As an Associate Principal, Katie plays a key role in the firms design leadership. She is passionate about elevating the understanding of how the built environment affects human experience and behavior and believes in a ‘people first’ approach to design. Through her years of experience, she has learned the art of connecting with people and asking the right questions to better understand their needs and goals and then translate that vision into design solutions that strike a thoughtful balance between form, function and experience. Katie holds a Bachelor Degree in Interior Design from Washington State University, holds a Washington State NCIDQ® Certificate (National Council for Interior Design) and is a LEED Accredited Professional.
Lisa Mattson-Coleman is the founding and sustaining principal of On Track Academy. A proud Zag, she earned her BA in Psychology and MA in Counseling Psychology, gaining an additional credential in Educational Leadership from Eastern Washington University. A former high-school counselor, Lisa believes that education must focus on the whole child. Lisa is proud to represent On Track Academy as the 2017 Washington Association of Learning Alternatives (WALA) High School Administrator of the Year, 2011 Chase Youth Adult Asset Builder, 2011 YWCA Woman of Achievement for Education, and the 2008 James Chase Champion of Youth award.
Ty has extensive experience in all phases of architectural service. She believes that design professionals have the responsibility to create environments for their clients that reflect the unique culture of the users and satisfy programmatic requirements, while retaining a healthy quality of living.
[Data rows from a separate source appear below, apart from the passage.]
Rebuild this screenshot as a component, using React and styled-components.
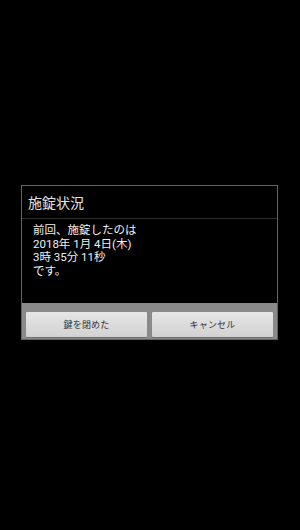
import styled, { createGlobalStyle } from "styled-components";

const GlobalStyle = createGlobalStyle`
  html, body {
    margin: 0;
    padding: 0;
    background: #000;
  }
  body {
    font-family: "Noto Sans CJK JP", "Roboto", sans-serif;
  }
`;

const Screen = styled.div`
  width: 300px;
  height: 530px;
  background: #000;
  padding: 185px 0 0 21px;
  box-sizing: border-box;
`;

const Dialog = styled.div`
  width: 257px;
  border: 1px solid #626262;
  box-sizing: border-box;
  background: #000;
  display: flex;
  flex-direction: column;
`;

const Title = styled.div`
  height: 32px;
  display: flex;
  align-items: center;
  padding-left: 6px;
  font-size: 14px;
  color: #e4e4e4;
  border-bottom: 1px solid #2e2e2e;
`;

const Body = styled.div`
  height: 84px;
  padding: 5px 0 0 11px;
  box-sizing: border-box;
  display: flex;
  flex-direction: column;
`;

const Line = styled.div`
  height: 13.7px;
  font-family: "Roboto", "Noto Sans CJK JP", sans-serif;
  font-size: 11.5px;
  line-height: 13.7px;
  color: #f0f0f0;
  white-space: nowrap;
`;

const ButtonBar = styled.div`
  background: #8a8a8a;
  display: flex;
  gap: 5px;
  padding: 9px 4px 2px 4px;
`;

const Button = styled.button`
  flex: 1;
  height: 25px;
  border: none;
  border-radius: 1px;
  background: linear-gradient(#e6e6e6, #d2d2d2);
  box-shadow: 0 1px 0 #6e6e6e;
  font-family: "Noto Sans CJK JP", sans-serif;
  font-size: 9px;
  letter-spacing: 0.2px;
  color: #333;
  padding: 0;
`;

const lines = ["前回、施錠したのは", "2018年 1月 4日(木)", "3時 35分 11秒", "です。"];

export default function App() {
  return (
    <>
      <GlobalStyle />
      <Screen>
        <Dialog>
          <Title>施錠状況</Title>
          <Body>
            {lines.map((text) => (
              <Line key={text}>{text}</Line>
            ))}
          </Body>
          <ButtonBar>
            <Button>鍵を閉めた</Button>
            <Button>キャンセル</Button>
          </ButtonBar>
        </Dialog>
      </Screen>
    </>
  );
}
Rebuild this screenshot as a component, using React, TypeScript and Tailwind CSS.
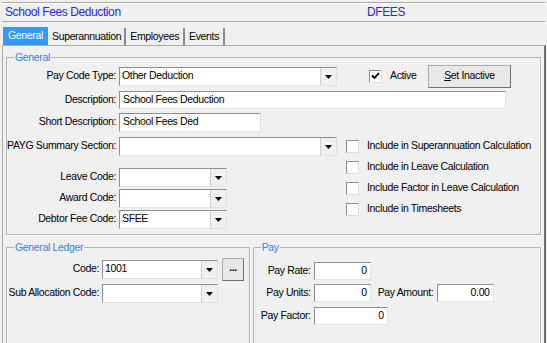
import React from "react";

const font = "font-['Liberation_Sans',Arial,sans-serif]";

function Arrow() {
  return (
    <div className="flex h-full w-[16px] items-center justify-center border-l border-[#d0d0d0] bg-[#f0f0f0]">
      <svg width="7" height="6" viewBox="0 0 7 6">
        <rect x="0" y="0" width="7" height="1" fill="#fff" />
        <polygon points="0,2 7,2 3.5,6" fill="#000" />
      </svg>
    </div>
  );
}

function Combo({ w, value = "", h = "h-[19px]" }: { w: string; value?: string; h?: string }) {
  return (
    <div
      className={`${w} ${h} flex items-stretch border border-[#8e8f8f] border-b-[#e3e3e3] border-r-[#e3e3e3] bg-white`}
    >
      <div className="flex flex-1 items-center pl-[2px] text-black">{value}</div>
      <Arrow />
    </div>
  );
}

function Input({ w, value = "", right = false, h = "h-[18px]" }: { w: string; value?: string; right?: boolean; h?: string }) {
  return (
    <div
      className={`${w} ${h} flex items-center border border-[#8e8f8f] border-b-[#e3e3e3] border-r-[#e3e3e3] bg-white px-[3px] ${
        right ? "justify-end" : ""
      }`}
    >
      {value}
    </div>
  );
}

function Check({ checked = false, label }: { checked?: boolean; label: string }) {
  return (
    <div className="flex h-[13px] items-center gap-[8px] whitespace-nowrap">
      <div className="flex h-[13px] w-[13px] shrink-0 items-center justify-center border border-[#8e8f8f] border-b-[#e0e0e0] border-r-[#e0e0e0] bg-white">
        {checked && (
          <svg width="9" height="8" viewBox="0 0 9 8">
            <path d="M1 3.5 L3.5 6 L8 1" stroke="#000" strokeWidth="1.8" fill="none" />
          </svg>
        )}
      </div>
      <span>{label}</span>
    </div>
  );
}

function Label({ w, text }: { w: string; text: string }) {
  return <div className={`${w} shrink-0 whitespace-nowrap pr-[3px] text-right`}>{text}</div>;
}

export default function App() {
  return (
    <div
      className={`${font} relative h-[343px] w-[547px] overflow-hidden bg-[#f0f0f0] text-[10.5px] tracking-[-0.35px] text-black`}
    >
      {/* header */}
      <div className="mx-[2px] mt-[2px] flex h-[20px] items-center border-y border-[#a9a9a9] shadow-[inset_0_1px_0_#fff]">
        <div className="w-[365px] pl-[3px] text-[12px] tracking-[-0.4px] text-[#2a2ad8]">School Fees Deduction</div>
        <div className="text-[12px] tracking-[-0.4px] text-[#2a2ad8]">DFEES</div>
      </div>

      {/* tabs */}
      <div className="mt-[4px] flex h-[19px] items-end pl-[3px]">
        <div className="flex h-[18px] w-[45px] items-center justify-center bg-[#3399ff] text-white">General</div>
        <div className="flex h-[17px] items-center border-r-2 border-[#888] pl-[4px] pr-[3px]">Superannuation</div>
        <div className="flex h-[17px] items-center border-r-2 border-[#888] px-[4px]">Employees</div>
        <div className="flex h-[17px] items-center border-r-2 border-[#888] px-[4px]">Events</div>
      </div>

      {/* tab page */}
      <div className="ml-[2px] mr-[1px] h-[300px] border-l border-t border-r-2 border-[#a9a9a9] border-r-[#707070] px-[3px] pt-[4px]">
        <fieldset className="h-[185px] border border-[#b5b5b5] shadow-[1px_1px_0_#fff]">
          <legend className="ml-[7px] px-[1px] text-[#3c7fe0]">General</legend>
          <div className="flex flex-col pt-[1px]">
            <div className="flex h-[19px] items-center">
              <Label w="w-[112px]" text="Pay Code Type:" />
              <Combo w="w-[218px]" value="Other Deduction" />
              <div className="ml-[32px] w-[59px]">
                <Check checked label="Active" />
              </div>
              <div className="flex h-[23px] w-[83px] items-center justify-center border border-[#adadad] border-b-[#707070] border-r-[#707070] bg-[#e8e8e8]">
                <span>
                  <span className="underline">S</span>et Inactive
                </span>
              </div>
            </div>
            <div className="mt-[5px] flex h-[18px] items-center">
              <Label w="w-[112px]" text="Description:" />
              <Input w="w-[387px]" value="School Fees Deduction" />
            </div>
            <div className="mt-[4px] flex h-[19px] items-center">
              <Label w="w-[112px]" text="Short Description:" />
              <Input w="w-[142px]" h="h-[19px]" value="School Fees Ded" />
            </div>
            <div className="mt-[5px] flex">
              <div className="flex flex-col">
                <div className="flex h-[19px] items-center">
                  <Label w="w-[112px]" text="PAYG Summary Section:" />
                  <Combo w="w-[218px]" />
                </div>
                <div className="mt-[12px] flex h-[19px] items-center">
                  <Label w="w-[112px]" text="Leave Code:" />
                  <Combo w="w-[108px]" />
                </div>
                <div className="mt-[2px] flex h-[19px] items-center">
                  <Label w="w-[112px]" text="Award Code:" />
                  <Combo w="w-[108px]" />
                </div>
                <div className="mt-[2px] flex h-[19px] items-center">
                  <Label w="w-[112px]" text="Debtor Fee Code:" />
                  <Combo w="w-[108px]" value="SFEE" />
                </div>
              </div>
              <div className="ml-[9px] flex flex-col gap-[8px] pt-[3px]">
                <Check label="Include in Superannuation Calculation" />
                <Check label="Include in Leave Calculation" />
                <Check label="Include Factor in Leave Calculation" />
                <Check label="Include in Timesheets" />
              </div>
            </div>
          </div>
        </fieldset>

        <div className="mt-[5px] flex gap-[3px]">
          <fieldset className="h-[110px] w-[245px] border border-[#b5b5b5] shadow-[1px_1px_0_#fff]">
            <legend className="ml-[7px] px-[1px] text-[#3c7fe0]">General Ledger</legend>
            <div className="flex flex-col pt-[4px]">
              <div className="flex h-[19px] items-center">
                <Label w="w-[95px]" text="Code:" />
                <Combo w="w-[116px]" value="1001" />
                <div className="ml-[4px] flex h-[23px] w-[22px] items-center justify-center border border-[#adadad] border-b-[#707070] border-r-[#707070] bg-[#e8e8e8] pb-[3px] font-bold">
                  ...
                </div>
              </div>
              <div className="mt-[5px] flex h-[19px] items-center">
                <Label w="w-[95px]" text="Sub Allocation Code:" />
                <Combo w="w-[116px]" />
              </div>
            </div>
          </fieldset>

          <fieldset className="h-[110px] w-[290px] border border-[#b5b5b5] shadow-[1px_1px_0_#fff]">
            <legend className="ml-[7px] px-[1px] text-[#3c7fe0]">Pay</legend>
            <div className="flex flex-col pt-[6px]">
              <div className="flex h-[18px] items-center">
                <Label w="w-[60px]" text="Pay Rate:" />
                <Input w="w-[57px]" value="0" right />
              </div>
              <div className="mt-[4px] flex h-[18px] items-center">
                <Label w="w-[60px]" text="Pay Units:" />
                <Input w="w-[57px]" value="0" right />
                <div className="ml-[7px] w-[59px] whitespace-nowrap">Pay Amount:</div>
                <Input w="w-[57px]" value="0.00" right />
              </div>
              <div className="mt-[5px] flex h-[18px] items-center">
                <Label w="w-[60px]" text="Pay Factor:" />
                <Input w="w-[74px]" value="0" right />
              </div>
            </div>
          </fieldset>
        </div>
      </div>
    </div>
  );
}
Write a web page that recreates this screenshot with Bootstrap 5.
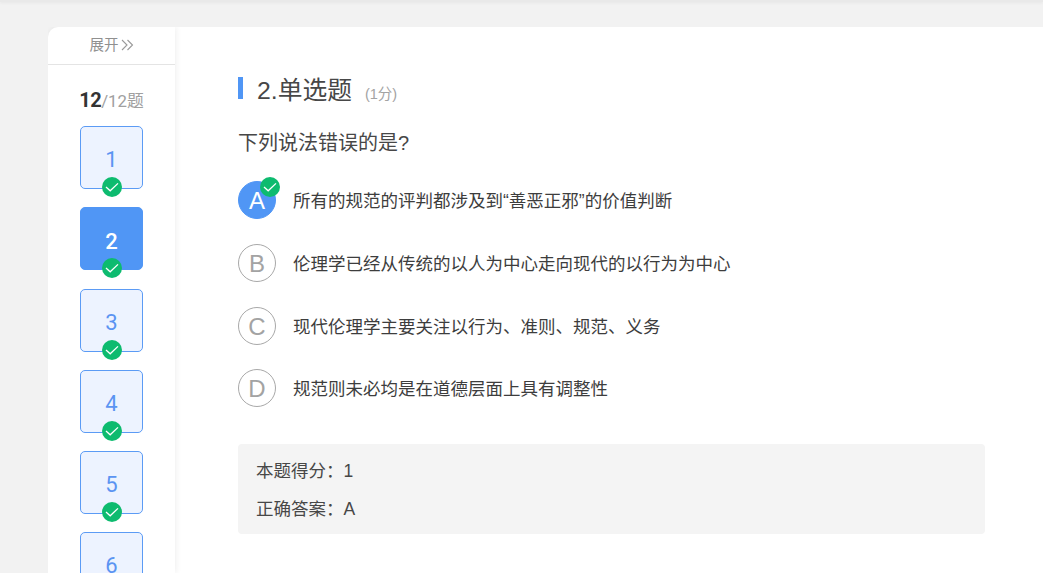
<!DOCTYPE html>
<html lang="zh-CN">
<head>
    <meta charset="UTF-8"/>
    <title>单选题</title>
    <link href="https://cdn.jsdelivr.net/npm/bootstrap@5.3.3/dist/css/bootstrap.min.css" rel="stylesheet"/>
    <style>
        html, body {
            height: 573px;
            overflow: hidden;
        }

        body {
            background-color: #f2f2f2;
            color: #474747;
            font-family: "Liberation Sans", "Noto Sans CJK SC", sans-serif;
        }

        .top-strip {
            height: 2px;
            background-color: #e9e9e9;
            box-shadow: 0 1px 3px rgba(0, 0, 0, .06);
        }

        .page-wrap {
            margin: 25px 0 0 48px;
            height: 546px;
            overflow: hidden;
        }

        .side-panel {
            position: relative;
            z-index: 1;
            width: 127px;
            flex: none;
            background-color: #fff;
            border-radius: 10px 0 0 0;
            box-shadow: 1px 0 6px rgba(0, 0, 0, .07);
        }

        .expand-row {
            height: 38px;
            border-bottom: 1px solid #e4e4e4;
            color: #909090;
            font-size: 14.5px;
            line-height: 37px;
        }

        .expand-row svg {
            width: 13px;
            height: 12px;
            margin-left: 2px;
            vertical-align: -1px;
        }

        .count-row {
            margin-top: 23px;
            height: 24px;
            line-height: 24px;
            font-size: 16.8px;
            color: #a0a0a0;
            font-family: Roboto, "Noto Sans CJK SC", sans-serif;
        }

        .count-row b {
            color: #333;
            font-size: 20px;
            letter-spacing: -.5px;
        }

        .tile-list {
            margin-top: 14px;
            gap: 18.3px;
        }

        .q-tile {
            position: relative;
            width: 63px;
            height: 63px;
            background-color: #edf3ff;
            border: 1px solid #5b9bf5;
            border-radius: 5px;
            color: #5b94f2;
            font-family: Roboto, sans-serif;
            font-size: 22px;
            line-height: 65px;
            text-align: center;
        }

        .q-tile.is-current {
            background-color: #5096f5;
            border-color: #5096f5;
            color: #fff;
            font-weight: 500;
            line-height: 67px;
        }

        .ok-badge {
            position: absolute;
            display: block;
            width: 20px;
            height: 20px;
        }

        .q-tile .ok-badge {
            left: 21px;
            bottom: -9px;
        }

        .main-panel {
            background-color: #fff;
            padding: 50px 58px 0 63px;
        }

        .q-title {
            height: 22px;
            border-left: 5px solid #5096f5;
            padding-left: 14px;
            font-size: 24.8px;
            line-height: 27px;
            color: #474747;
        }

        .q-title small {
            font-size: 14.5px;
            color: #a3a3a3;
            margin-left: 6px;
        }

        .q-text {
            margin-top: 30px;
            font-size: 20px;
            line-height: 29px;
        }

        .opt-list {
            margin-top: 23.3px;
            gap: 24.7px;
        }

        .opt-row {
            height: 38px;
            font-size: 17.5px;
            color: #3d3d3d;
        }

        .opt-row > span {
            padding-top: 2px;
        }

        .opt-circle {
            position: relative;
            width: 38px;
            height: 38px;
            flex: none;
            margin-right: 17px;
            border: 1px solid #a8a8a8;
            border-radius: 50%;
            color: #a3a3a3;
            font-size: 24px;
            line-height: 38px;
            text-align: center;
        }

        .opt-circle.is-picked {
            background-color: #5096f5;
            border-color: #5096f5;
            color: #fff;
        }

        .opt-circle .ok-badge {
            right: -5px;
            top: -5px;
        }

        .result-box {
            margin-top: 36.6px;
            height: 90px;
            padding: 8px 18px;
            background-color: #f4f4f4;
            border-radius: 4px;
            font-size: 17.5px;
            line-height: 38px;
        }
    </style>
</head>
<body>
<div class="top-strip"></div>
<div class="page-wrap d-flex">
    <div class="side-panel">
        <div class="expand-row text-center">展开<svg viewBox="0 0 13 12"><path d="M1 1 6 6 1 11M6.5 1 11.5 6 6.5 11" fill="none" stroke="#9a9a9a" stroke-width="1.1"/></svg></div>
        <div class="count-row text-center"><b>12</b>/12题</div>
        <div class="tile-list d-flex flex-column align-items-center" id="tileList"></div>
    </div>
    <div class="main-panel flex-grow-1">
        <div class="q-title">2.单选题 <small>(1分)</small></div>
        <div class="q-text">下列说法错误的是?</div>
        <div class="opt-list d-flex flex-column">
            <div class="opt-row d-flex align-items-center">
                <div class="opt-circle is-picked">A
                    <svg class="ok-badge" viewBox="0 0 20 20"><circle cx="10" cy="10" r="10" fill="#0dbb6f"/><path d="M4 10 8.2 13.8 16 6.4" fill="none" stroke="#fff" stroke-width="1.3"/></svg>
                </div>
                <span>所有的规范的评判都涉及到“善恶正邪”的价值判断</span>
            </div>
            <div class="opt-row d-flex align-items-center">
                <div class="opt-circle">B</div>
                <span>伦理学已经从传统的以人为中心走向现代的以行为为中心</span>
            </div>
            <div class="opt-row d-flex align-items-center">
                <div class="opt-circle">C</div>
                <span>现代伦理学主要关注以行为、准则、规范、义务</span>
            </div>
            <div class="opt-row d-flex align-items-center">
                <div class="opt-circle">D</div>
                <span>规范则未必均是在道德层面上具有调整性</span>
            </div>
        </div>
        <div class="result-box">
            <div>本题得分：1</div>
            <div>正确答案：A</div>
        </div>
    </div>
</div>

<script>
    const badge = '<svg class="ok-badge" viewBox="0 0 20 20"><circle cx="10" cy="10" r="10" fill="#0dbb6f"/><path d="M4 10 8.2 13.8 16 6.4" fill="none" stroke="#fff" stroke-width="1.3"/></svg>';
    const tiles = [1, 2, 3, 4, 5, 6].map(n => {
        const cls = n === 2 ? "q-tile is-current" : "q-tile";
        return `<div class="${cls}">${n}${badge}</div>`;
    });
    document.getElementById("tileList").innerHTML = tiles.join("");
</script>
<script src="https://cdn.jsdelivr.net/npm/bootstrap@5.3.3/dist/js/bootstrap.bundle.min.js"></script>
</body>
</html>
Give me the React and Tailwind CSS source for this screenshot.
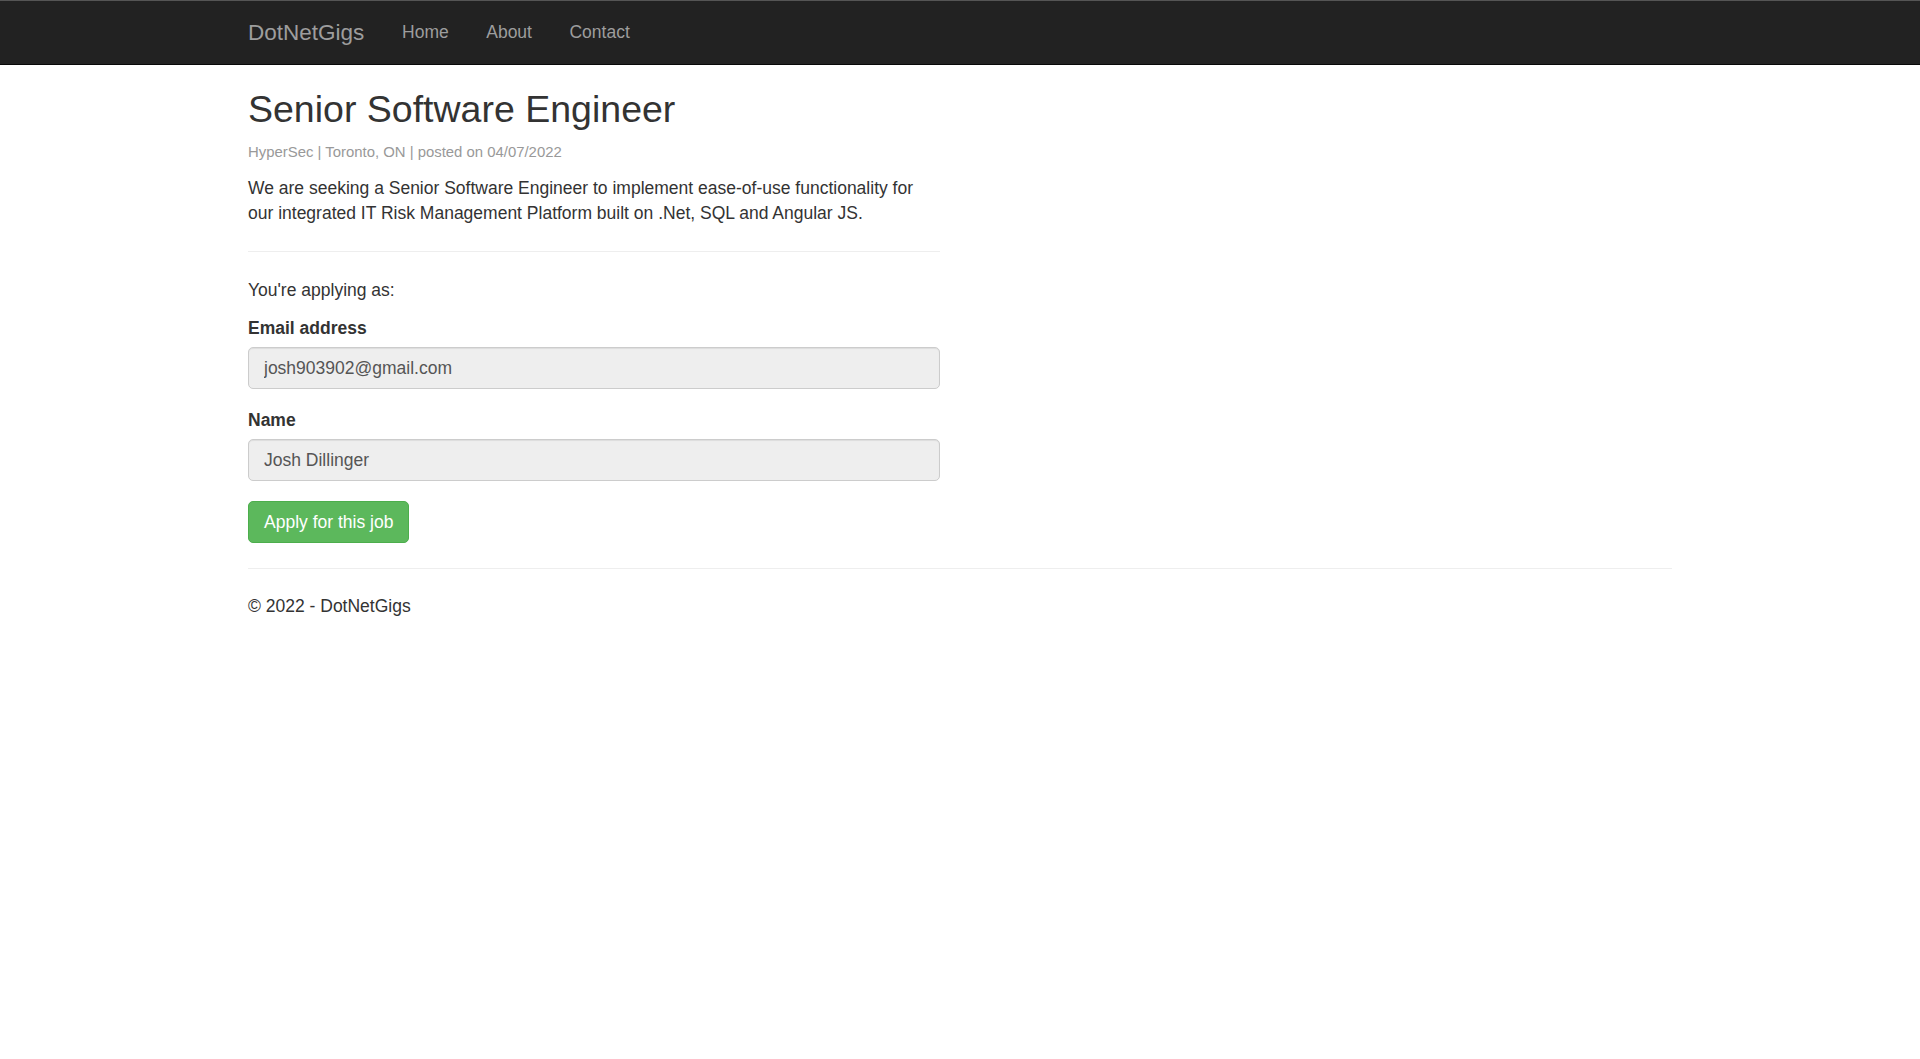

Her knowledge and passion for sustainable design technologies allows her to lead design teams and clients to develop integrated design solutions. Ty holds a Bachelor of Science in Architecture and a Master of Architecture from Washington State University and is a LEED AP BD+C professional.
The built and natural environments have profound impacts on our behaviors both for better and worse. How do we cultivate a sense of place for better? How might the built and natural environments be made to enhance teaching and learning? How might school buildings and grounds foster a sense of community by reflecting those they serve?
Primary Core Competency
Community Engagement: Leads the internal and external communities through a discovery process that articulates and communicates a community-based foundational vision, forming the basis of a plan for the design of the learning environment. The vision is achieved through a combination of rigorous research, group facilitation, strategic conversations, qualitative and quantitative surveys and workshops. Demonstrates the skill to resolve stakeholder issues while embedding a community's unique vision into the vision for its schools.